Putin’s Strategic Setbacks Drive Russian Aggression against US and Israel in Syria
Russian setbacks in Syria and other arenas have galvanized President Vladimir Putin into action. Gunning for the Trump administration, he has deployed the mercurial Turkish President Tayyip Erdogan as his tool in Syria.
On Sunday, Sept. 23, Erdogan announced that Turkey would increase the number of “safe zones” – i.e. under his control – in Syria, including east of the Euphrates. This is Syrian Kurdish PYG territory under the US aegis. The Turkish leader remarked that in areas “once occupied by terrorists, Syrian children can go to school without fear.” He was talking about Afrin, al-Bab and Jarablus in northern Syria, lands which the Turkish army had already occupied earlier this year. Now he is planning to add more US-controlled Kurdish land to Turkey’s domains in Syria.
This plan did not did not prevent the Turkish president from hanging around in the corridor of the UN General Assembly hall on Tuesday, Sept. 25, ready to shake the hand of and warmly congratulate President Donald Trump on his speech.

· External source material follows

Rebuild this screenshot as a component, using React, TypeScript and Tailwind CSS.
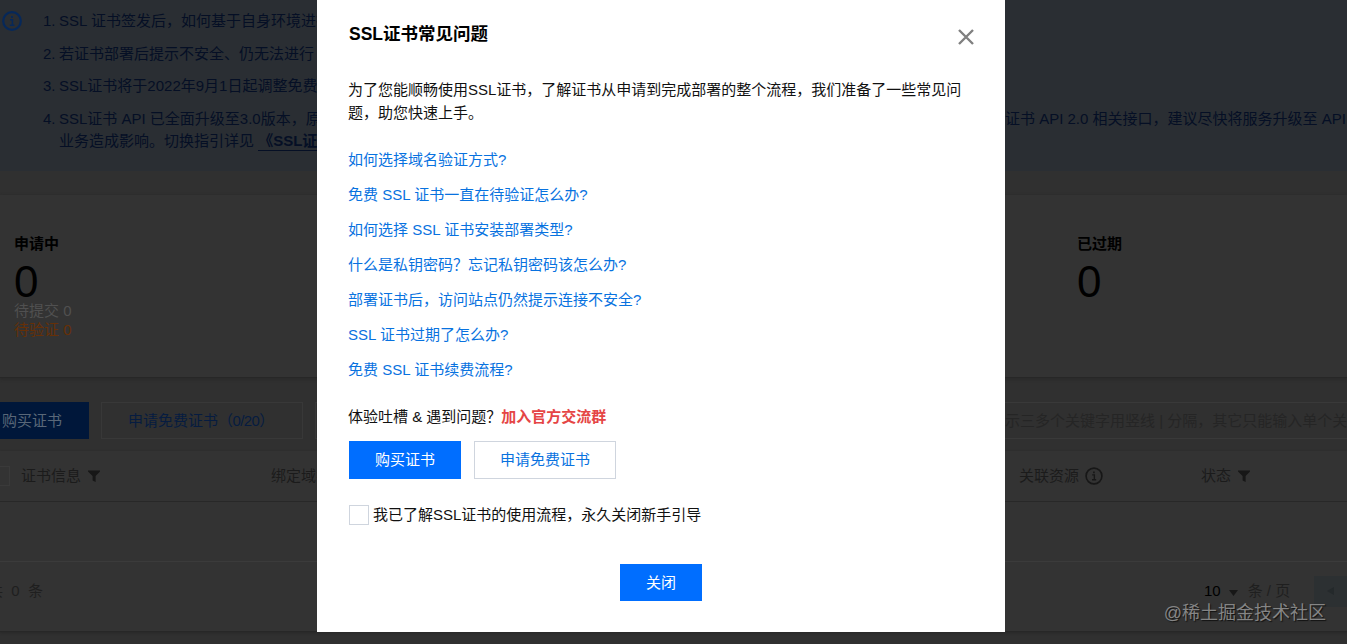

Erdogan has been riding high since his Sept. 17 interview with Putin at Sochi, as DEBKA Weekly’s exclusive sources revealed at the time. There, he extracted the Russian president’s’ support for a Turkish offensive against the Syrian Kurdish lands east of the River Euphrates. It would be launched in the northern Syrian town of Tell Abyad, 90km north of Raqqa, the town which the Kurdish PYG militia and US troops have controlled since they captured it from the Islamic State.
Putin used this gesture to Erdogan for settling another score with the United States for persuading the Turkish leader to help pre-empt the Idlib offensive.
While Israel officials continued to pretend that Putin is restraining his army from lashing out following the downing of the IL-20 spy plane on Sept. 17, DEBKA Weekly’s Moscow sources report that the contrary is true: He is working hard to reburnish his authority with his generals after a series of reverses:
- Moscow was forced by combined US-Turkish arm-twisting to call off at the last moment the joint Russian-Iranian-Syrian offensive to recover Idlib, the last rebel bastion in Syria. President Trump flaunted this when he reiterated in his UN speech on Tuesday: “The US will respond if chemical weapons are deployed” by President Bashar al-Assad’s forces.
- The shooting down of the Russian spy plane.
- Iran is shillyshallying on its reply to Russia’s request for the use of the Noyeh air base in northwestern Iran as a provisional air field for Russian fighters conducting missions in Syria.
- British charges that the GRU was behind the poisoning of the former Russian spy Sergei Skripal and his daughter and other former agents are biting.
- A below-par military performance at the Vostok 2018 war games, the largest in Russian history in which Chinese forces also participated.
These setbacks are pushing Putin into lining up with his military’s most aggressive military line against Israel, say informed military and intelligence experts. The Jewish state is being made to pay a high price for its purported role in the downing of the Russian spy plane by Syrian missile fire. The price may come directly from the Russian military or from a willing ally in the region, possible even Turkey, ready to strike a strategic Israeli target. Any chance of President Trump interceding with Putin on Israel’s behalf may be ruled out. Israel is on its own against Moscow.